My decision about if and for how long truly isn’t anyone’s business but mine. And when most workplaces or public areas don’t even have a pumping room or clean area to breastfeed, why are we shocked when women struggle to figure out how to make it work? I don’t know, maybe it’s because our entire infrastructure, from no escalators in the subways for strollers to no pumping rooms at work, was designed by and for men!

It’s bad enough we shame women for the way they have babies and then chastise them for how they take care of those babies. But when we live in a country that provides literally no maternal or postpartum support, why do we think we have the audacity to tell women what they can and can not do?

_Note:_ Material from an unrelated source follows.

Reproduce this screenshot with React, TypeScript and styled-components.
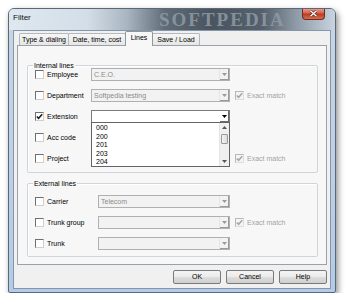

It reminds me of what’s happening with the #MeToo movement. When a man says something inappropriate, everyone can agree that he was in the wrong. But when we are talking about physical assault, questions ensue like “What was she wearing? Was she asking for it? How do we know it wasn’t consensual? Maybe SHE was giving mixed signals?”

There is this notion perpetuated by rape culture that women don’t know when or if an assault really happens to them because we assume women aren’t the authority of their bodies and men, ultimately, know best. In a patriarchal culture men are the authority of everything, including women’s experiences and choices. Whether it’s about sexual assault, the right and access to birth control, or how they want to deliver their babies. To top it off there is a subconscious tidal wave that silences women from being able to properly express and heal from these experiences because we know society won’t believe or support us.

As a victim of physical assault I know this narrative. I know the look of distrust and I’ve heard the conversations when women use their voice to talk about their experiences and their bodies.

But as long as my hormones are third-trimester-raging, I won’t be having any “conversations” about my choices. I might not live in a world that respect’s women’s rights, thoughts, and decisions but in my house I’m the authority of my body. And I’ll be having my baby in a way that best suits her health and my own.